Shun’s best feature, besides their very generous warranty offers, is their free re-sharpening service for all series.
- Many series to choose from
- Sora, their entry-level variant, is quite affordable
- Free re-sharpening service for all time
- Thicker spine and bolster make it heavier than most Japanese knives
- Some say Shuns are a bit overpriced
Best Selling Variant: Sora 8-Inch Chef’s Knife
The spine is thicker and the belly more curved, reminiscent of a European chef’s knife than a Japanese Deba.
The dark-colored handle, with a decorative badge on the butt, is made of a thermoplastic material.
Of all Shun blades, this is priced most reasonably.
And for under $100, it’s a decent enough knife even for professional chefs.
Mac: A Great New Knife on the Block
Mac’s chairman, T.Kobayashi, experienced firsthand how tough it is to use a traditional German knife in the kitchen.
It is bulky and heavy, the sharp tip breaks off easily, and it’s a pain to maneuver on the chopping board.
When he came home from a restaurant stint abroad in 1958, he began conceptualizing a knife that is lighter, sharper, and easier to use.
Kobayashi started with only two at the time.
Today, Mac offers several series and has sold over 30 million knives all over the world.
Creating the Knife
The whole production process of Mac involves 15 steps, starting from pressing out the basic contour of the knife from a steel plate and ending in a visual inspection before the final product gets packed.
Except for the pressing and baking, the whole process is done by hand by their skilled craftsmen.
The company doesn’t have a specific designation for the steel they use.
But the steel has a high carbon content, fortified with various metal alloys.

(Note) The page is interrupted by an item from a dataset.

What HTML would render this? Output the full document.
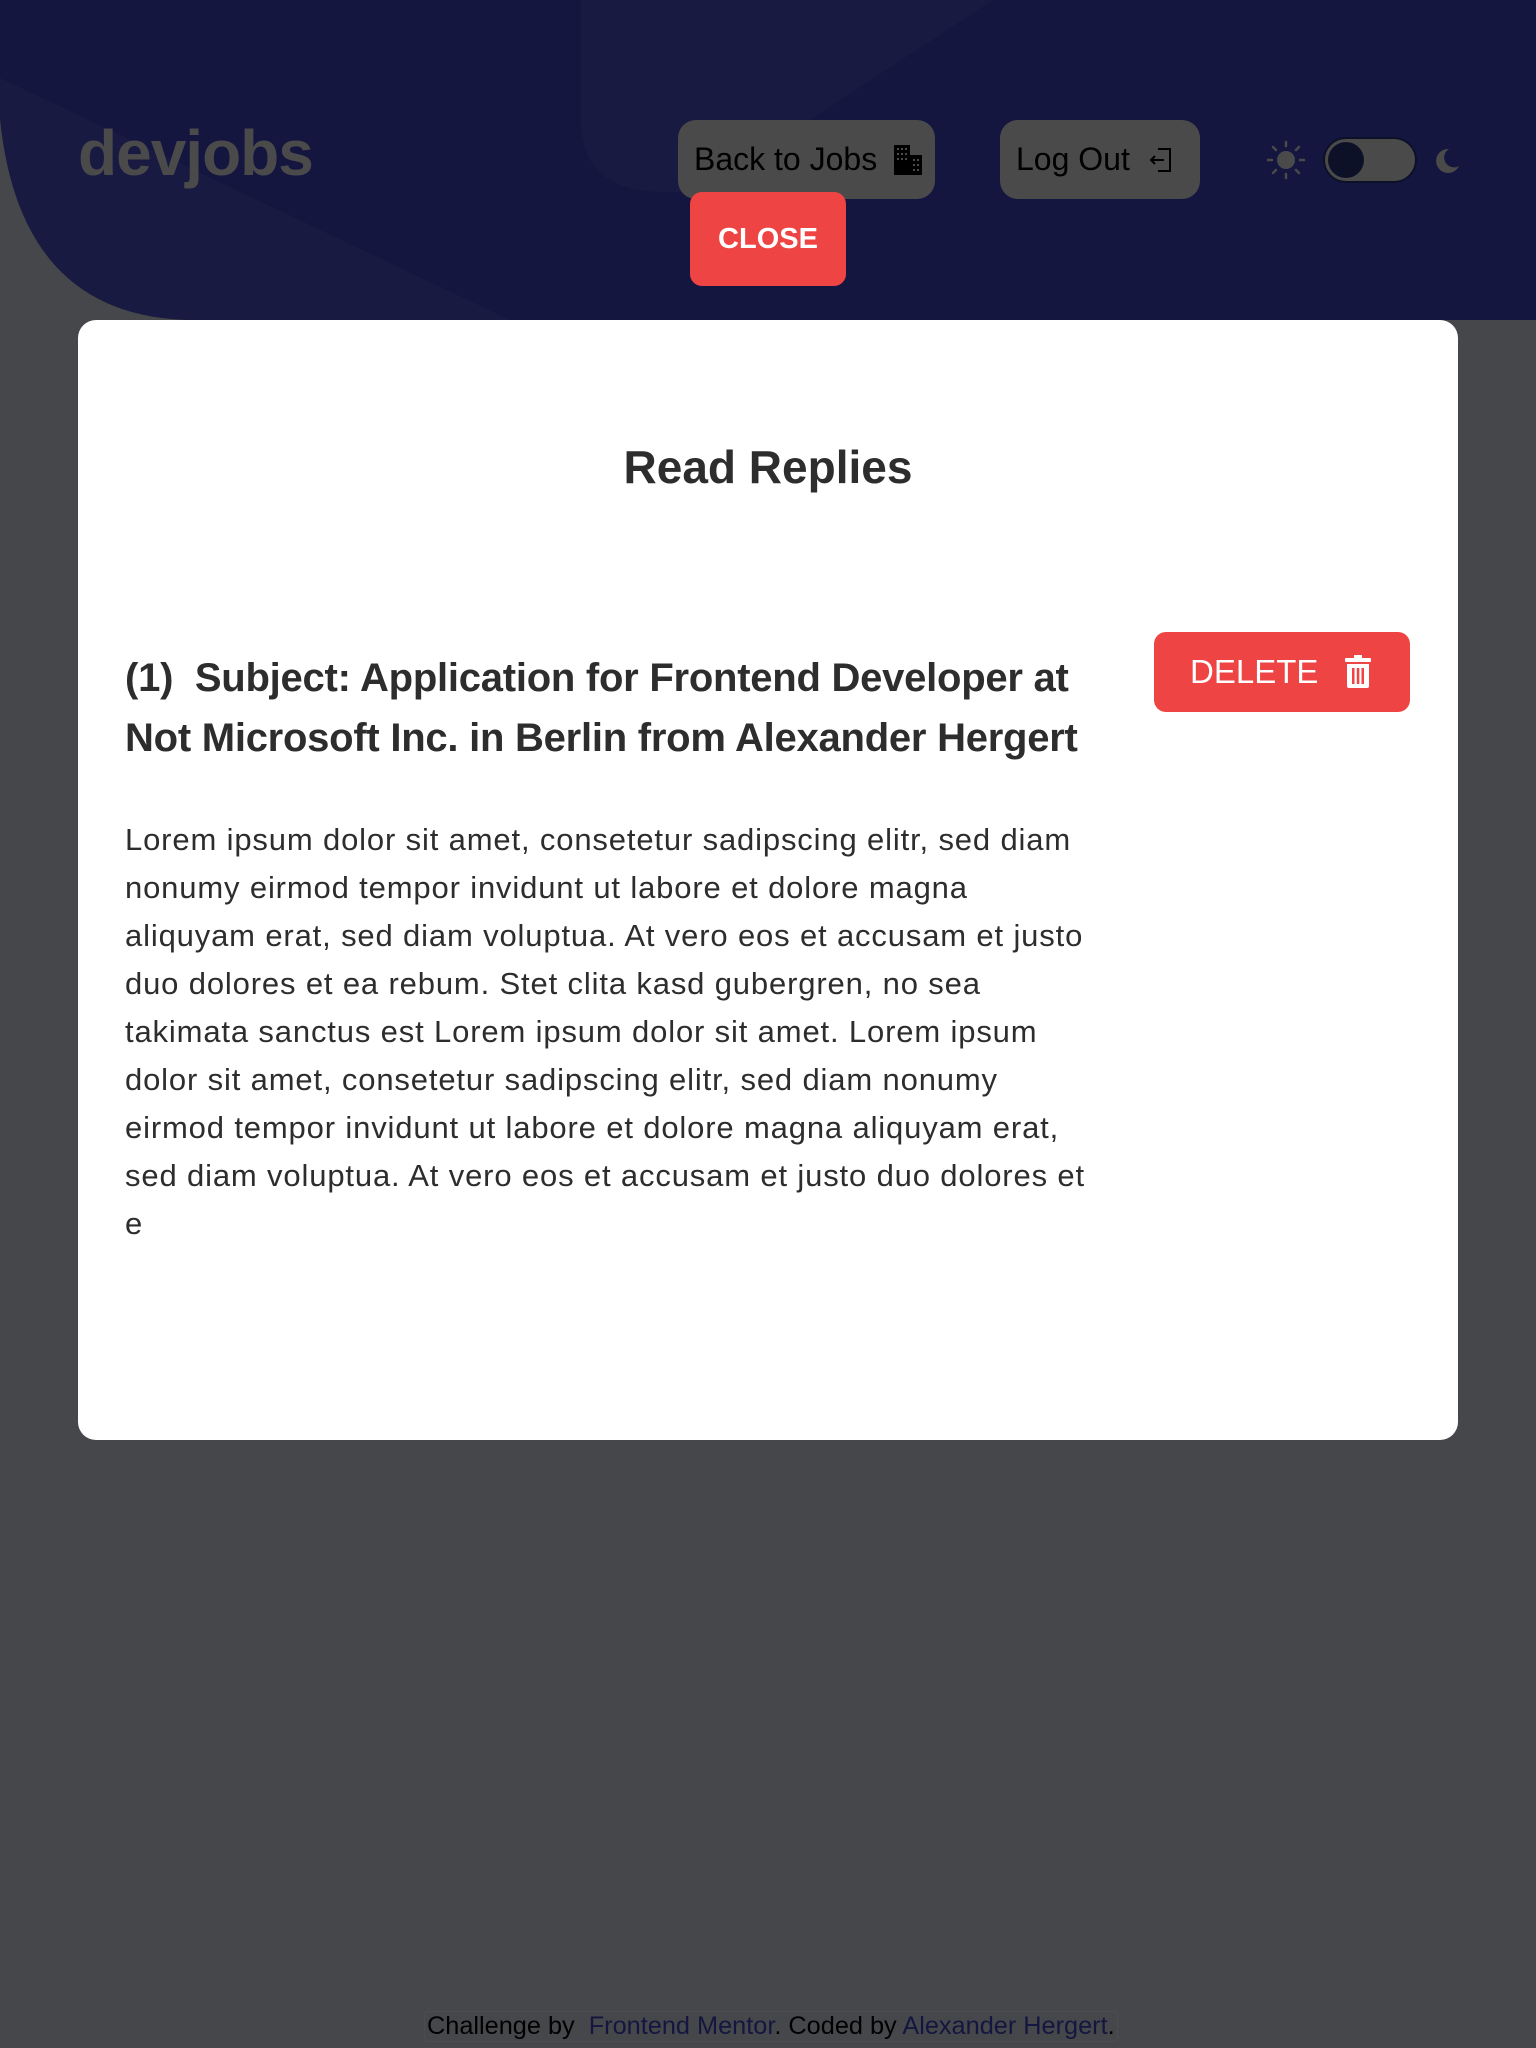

For corrosion resistance and flexibility, they added Chrome, Molybdenum, and Vanadium.
For enhanced sharpness and durability, they added Tungsten.

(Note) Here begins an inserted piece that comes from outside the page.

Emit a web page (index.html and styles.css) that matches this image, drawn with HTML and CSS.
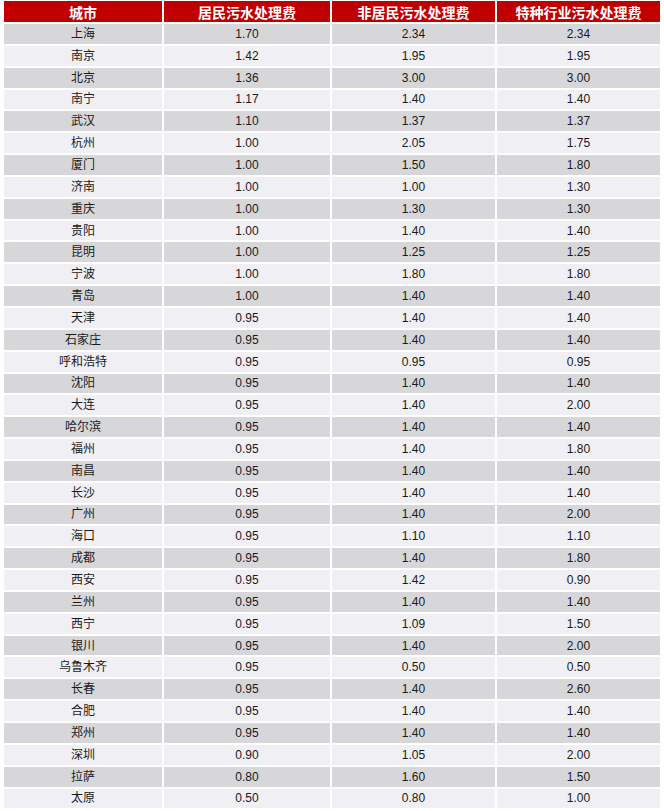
FILE: index.html
```html
<!DOCTYPE html>
<html lang="zh">
<head>
<meta charset="utf-8">
<link rel="stylesheet" href="styles.css">
</head>
<body>
<div class="table">
<div class="row head"><div>城市</div><div>居民污水处理费</div><div>非居民污水处理费</div><div>特种行业污水处理费</div></div>
<div class="row odd"><div>上海</div><div>1.70</div><div>2.34</div><div>2.34</div></div>
<div class="row even"><div>南京</div><div>1.42</div><div>1.95</div><div>1.95</div></div>
<div class="row odd"><div>北京</div><div>1.36</div><div>3.00</div><div>3.00</div></div>
<div class="row even"><div>南宁</div><div>1.17</div><div>1.40</div><div>1.40</div></div>
<div class="row odd"><div>武汉</div><div>1.10</div><div>1.37</div><div>1.37</div></div>
<div class="row even"><div>杭州</div><div>1.00</div><div>2.05</div><div>1.75</div></div>
<div class="row odd"><div>厦门</div><div>1.00</div><div>1.50</div><div>1.80</div></div>
<div class="row even"><div>济南</div><div>1.00</div><div>1.00</div><div>1.30</div></div>
<div class="row odd"><div>重庆</div><div>1.00</div><div>1.30</div><div>1.30</div></div>
<div class="row even"><div>贵阳</div><div>1.00</div><div>1.40</div><div>1.40</div></div>
<div class="row odd"><div>昆明</div><div>1.00</div><div>1.25</div><div>1.25</div></div>
<div class="row even"><div>宁波</div><div>1.00</div><div>1.80</div><div>1.80</div></div>
<div class="row odd"><div>青岛</div><div>1.00</div><div>1.40</div><div>1.40</div></div>
<div class="row even"><div>天津</div><div>0.95</div><div>1.40</div><div>1.40</div></div>
<div class="row odd"><div>石家庄</div><div>0.95</div><div>1.40</div><div>1.40</div></div>
<div class="row even"><div>呼和浩特</div><div>0.95</div><div>0.95</div><div>0.95</div></div>
<div class="row odd"><div>沈阳</div><div>0.95</div><div>1.40</div><div>1.40</div></div>
<div class="row even"><div>大连</div><div>0.95</div><div>1.40</div><div>2.00</div></div>
<div class="row odd"><div>哈尔滨</div><div>0.95</div><div>1.40</div><div>1.40</div></div>
<div class="row even"><div>福州</div><div>0.95</div><div>1.40</div><div>1.80</div></div>
<div class="row odd"><div>南昌</div><div>0.95</div><div>1.40</div><div>1.40</div></div>
<div class="row even"><div>长沙</div><div>0.95</div><div>1.40</div><div>1.40</div></div>
<div class="row odd"><div>广州</div><div>0.95</div><div>1.40</div><div>2.00</div></div>
<div class="row even"><div>海口</div><div>0.95</div><div>1.10</div><div>1.10</div></div>
<div class="row odd"><div>成都</div><div>0.95</div><div>1.40</div><div>1.80</div></div>
<div class="row even"><div>西安</div><div>0.95</div><div>1.42</div><div>0.90</div></div>
<div class="row odd"><div>兰州</div><div>0.95</div><div>1.40</div><div>1.40</div></div>
<div class="row even"><div>西宁</div><div>0.95</div><div>1.09</div><div>1.50</div></div>
<div class="row odd"><div>银川</div><div>0.95</div><div>1.40</div><div>2.00</div></div>
<div class="row even"><div>乌鲁木齐</div><div>0.95</div><div>0.50</div><div>0.50</div></div>
<div class="row odd"><div>长春</div><div>0.95</div><div>1.40</div><div>2.60</div></div>
<div class="row even"><div>合肥</div><div>0.95</div><div>1.40</div><div>1.40</div></div>
<div class="row odd"><div>郑州</div><div>0.95</div><div>1.40</div><div>1.40</div></div>
<div class="row even"><div>深圳</div><div>0.90</div><div>1.05</div><div>2.00</div></div>
<div class="row odd"><div>拉萨</div><div>0.80</div><div>1.60</div><div>1.50</div></div>
<div class="row even"><div>太原</div><div>0.50</div><div>0.80</div><div>1.00</div></div>
</div>
</body>
</html>
```

FILE: styles.css
```css
html, body {
  margin: 0;
  padding: 0;
  background: #ffffff;
}
body {
  font-family: "Liberation Sans", "Noto Sans CJK SC", sans-serif;
  color: #1a1a1a;
}
.table {
  display: flex;
  flex-direction: column;
  gap: 2px;
  padding: 1px 0 0 4px;
}
.row {
  display: grid;
  grid-template-columns: 158px 166px 163px 163px;
  column-gap: 2px;
  height: 19.857px;
}
.row > div {
  display: flex;
  align-items: center;
  justify-content: center;
  font-size: 12px;
  line-height: 1;
}
.head {
  height: 21px;
}
.head > div {
  background: #c00000;
  color: #ffffff;
  font-weight: bold;
  font-size: 14px;
  font-family: "Noto Sans CJK SC", sans-serif;
}
.odd > div {
  background: #d7d7da;
}
.even > div {
  background: #f0eff3;
}
```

Today, Mac offers seven series including the Professional, Japanese, and Damascus, just to name a few.
The Original, the first Kobayashi design, is made of an extremely thin (less than 2mm) and flexible blade with a curved rather than pointy tip.
It is full tang and triple riveted but doesn’t have a bolster.
Instead, the wooden handle slightly extends to the spine for a better and safer grip.
The hole punched near the tip for hanging is an interesting addition since, at the time, blocks and magnetic strips weren’t invented yet.
The newer variants that followed haven’t changed much in terms of the overall look.
It seems like Mac stuck to T. Kobayashi’s design because it worked.
- Hard but flexible
- Extremely thin and sharp
- Safety features
- Some variants are affordable
- Most handles are made only of wood
- Some variants are in the mid-range, the rest are quite pricey
Best Selling Variant: Chef Series 8-Inch Dimpled Chef’s Knife
This is great for slicing almost any food because the spine is thin at 2mm, the belly is straight, and curves only towards the tip.
The vertical indentations that run before the blade’s edge help to prevent food from sticking.
It has a full tang, no bolster, and the wooden handle is triple-riveted.
You can rely on the fact that any Japanese brand is good and, therefore, a must-have in the kitchen.
Shun, a reliable brand, is easy to like.
They are one of the few that offer free re-sharpening services for life!
But for a Japanese blade, it is quite heavy. And many have lamented that it is a tad overpriced.
Many love Mac because it is surprisingly light and easy to use.
Some may nitpick that these are stamped and, while that’s a fair criticism, it doesn’t matter in this particular case because of the hard work the craftsmen put in sharpening and polishing each piece before it gets delivered.